Repeat, exactly and in full, the lines of the listing below, but without any pictures.

= = =

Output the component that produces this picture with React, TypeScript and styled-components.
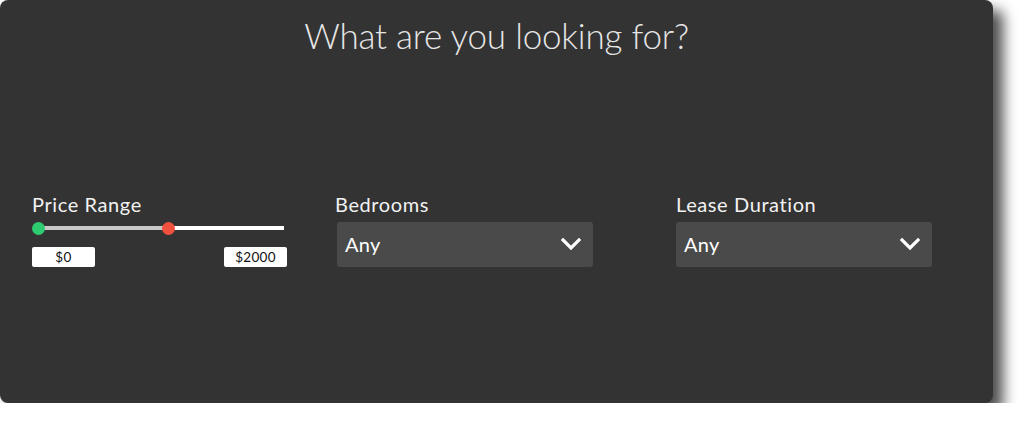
import React from "react";
import styled, { createGlobalStyle } from "styled-components";

const Global = createGlobalStyle`
  html, body { margin: 0; padding: 0; background: #fff; }
  body { font-family: "Lato", "Open Sans", sans-serif; }
`;

const Panel = styled.div`
  box-sizing: border-box;
  width: 993px;
  height: 403px;
  background: #333333;
  border-radius: 8px;
  box-shadow: 10px 10px 14px rgba(0, 0, 0, 0.7);
  padding-top: 13px;
  display: flex;
  flex-direction: column;
`;

const Title = styled.h1`
  margin: 0;
  text-align: center;
  font-family: "Lato", sans-serif;
  font-weight: 300;
  font-size: 35px;
  line-height: 44px;
  letter-spacing: -0.2px;
  color: #e6e6e6;
`;

const Row = styled.div`
  display: grid;
  grid-template-columns: 303px 341px 256px;
  padding-left: 32px;
  margin-top: 136px;
`;

const Field = styled.div`
  display: flex;
  flex-direction: column;
`;

const Label = styled.div`
  font-family: "Lato", sans-serif;
  font-size: 20px;
  line-height: 22px;
  color: #f2f2f2;
  letter-spacing: 0.6px;
`;

const Track = styled.div`
  position: relative;
  margin: 11px 0 0 6px;
  width: 246px;
  height: 4px;
  background: #ffffff;
`;

const Filled = styled.div`
  position: absolute;
  left: 0;
  top: 0;
  height: 4px;
  background: #c8c8c8;
`;

const Thumb = styled.div<{ $color: string }>`
  position: absolute;
  top: -4.5px;
  width: 13px;
  height: 13px;
  border-radius: 50%;
  margin-left: -6.5px;
  background: ${(p) => p.$color};
`;

const Values = styled.div`
  display: flex;
  justify-content: space-between;
  width: 255px;
  margin-top: 17px;
`;

const ValueBox = styled.div`
  box-sizing: border-box;
  width: 63px;
  height: 20px;
  background: #fff;
  border-radius: 2px;
  font-family: "Lato", sans-serif;
  font-size: 13.5px;
  line-height: 20px;
  letter-spacing: 0.3px;
  color: #111;
  text-align: center;
`;

const Select = styled.div<{ $shift: number }>`
  box-sizing: border-box;
  margin-top: 7px;
  margin-left: ${(p) => p.$shift}px;
  width: 256px;
  height: 45px;
  background: #4a4a4a;
  border-radius: 3px;
  display: flex;
  align-items: center;
  justify-content: space-between;
  padding: 0 12px 2px 8px;
  font-family: "Lato", sans-serif;
  font-size: 20px;
  letter-spacing: 0.3px;
  color: #fff;
`;

const Chevron = () => (
  <svg width="20" height="14" viewBox="0 0 20 14">
    <path d="M2 3 L10 11 L18 3" fill="none" stroke="#fff" strokeWidth="3.2" strokeLinecap="square" />
  </svg>
);

export default function App() {
  const lo = 0;
  const hi = 53;
  return (
    <>
      <Global />
      <Panel>
        <Title>What are you looking for?</Title>
        <Row>
          <Field>
            <Label>Price Range</Label>
            <Track>
              <Filled style={{ width: `${hi}%` }} />
              <Thumb $color="#2ecc71" style={{ left: `${lo}%` }} />
              <Thumb $color="#f0513f" style={{ left: `${hi}%` }} />
            </Track>
            <Values>
              <ValueBox>$0</ValueBox>
              <ValueBox>$2000</ValueBox>
            </Values>
          </Field>
          <Field>
            <Label>Bedrooms</Label>
            <Select $shift={2}>
              <span>Any</span>
              <Chevron />
            </Select>
          </Field>
          <Field>
            <Label>Lease Duration</Label>
            <Select $shift={0}>
              <span>Any</span>
              <Chevron />
            </Select>
          </Field>
        </Row>
      </Panel>
    </>
  );
}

= = =

*Reply:*
Output the component that produces this picture with React, TypeScript and styled-components.
import React from "react";
import styled, { createGlobalStyle } from "styled-components";

const Global = createGlobalStyle`
  html, body { margin: 0; padding: 0; background: #fff; }
  body { font-family: "Lato", "Open Sans", sans-serif; }
`;

const Panel = styled.div`
  box-sizing: border-box;
  width: 993px;
  height: 403px;
  background: #333333;
  border-radius: 8px;
  box-shadow: 10px 10px 14px rgba(0, 0, 0, 0.7);
  padding-top: 13px;
  display: flex;
  flex-direction: column;
`;

const Title = styled.h1`
  margin: 0;
  text-align: center;
  font-family: "Lato", sans-serif;
  font-weight: 300;
  font-size: 35px;
  line-height: 44px;
  letter-spacing: -0.2px;
  color: #e6e6e6;
`;

const Row = styled.div`
  display: grid;
  grid-template-columns: 303px 341px 256px;
  padding-left: 32px;
  margin-top: 136px;
`;

const Field = styled.div`
  display: flex;
  flex-direction: column;
`;

const Label = styled.div`
  font-family: "Lato", sans-serif;
  font-size: 20px;
  line-height: 22px;
  color: #f2f2f2;
  letter-spacing: 0.6px;
`;

const Track = styled.div`
  position: relative;
  margin: 11px 0 0 6px;
  width: 246px;
  height: 4px;
  background: #ffffff;
`;

const Filled = styled.div`
  position: absolute;
  left: 0;
  top: 0;
  height: 4px;
  background: #c8c8c8;
`;

const Thumb = styled.div<{ $color: string }>`
  position: absolute;
  top: -4.5px;
  width: 13px;
  height: 13px;
  border-radius: 50%;
  margin-left: -6.5px;
  background: ${(p) => p.$color};
`;

const Values = styled.div`
  display: flex;
  justify-content: space-between;
  width: 255px;
  margin-top: 17px;
`;

const ValueBox = styled.div`
  box-sizing: border-box;
  width: 63px;
  height: 20px;
  background: #fff;
  border-radius: 2px;
  font-family: "Lato", sans-serif;
  font-size: 13.5px;
  line-height: 20px;
  letter-spacing: 0.3px;
  color: #111;
  text-align: center;
`;

const Select = styled.div<{ $shift: number }>`
  box-sizing: border-box;
  margin-top: 7px;
  margin-left: ${(p) => p.$shift}px;
  width: 256px;
  height: 45px;
  background: #4a4a4a;
  border-radius: 3px;
  display: flex;
  align-items: center;
  justify-content: space-between;
  padding: 0 12px 2px 8px;
  font-family: "Lato", sans-serif;
  font-size: 20px;
  letter-spacing: 0.3px;
  color: #fff;
`;

const Chevron = () => (
  <svg width="20" height="14" viewBox="0 0 20 14">
    <path d="M2 3 L10 11 L18 3" fill="none" stroke="#fff" strokeWidth="3.2" strokeLinecap="square" />
  </svg>
);

export default function App() {
  const lo = 0;
  const hi = 53;
  return (
    <>
      <Global />
      <Panel>
        <Title>What are you looking for?</Title>
        <Row>
          <Field>
            <Label>Price Range</Label>
            <Track>
              <Filled style={{ width: `${hi}%` }} />
              <Thumb $color="#2ecc71" style={{ left: `${lo}%` }} />
              <Thumb $color="#f0513f" style={{ left: `${hi}%` }} />
            </Track>
            <Values>
              <ValueBox>$0</ValueBox>
              <ValueBox>$2000</ValueBox>
            </Values>
          </Field>
          <Field>
            <Label>Bedrooms</Label>
            <Select $shift={2}>
              <span>Any</span>
              <Chevron />
            </Select>
          </Field>
          <Field>
            <Label>Lease Duration</Label>
            <Select $shift={0}>
              <span>Any</span>
              <Chevron />
            </Select>
          </Field>
        </Row>
      </Panel>
    </>
  );
}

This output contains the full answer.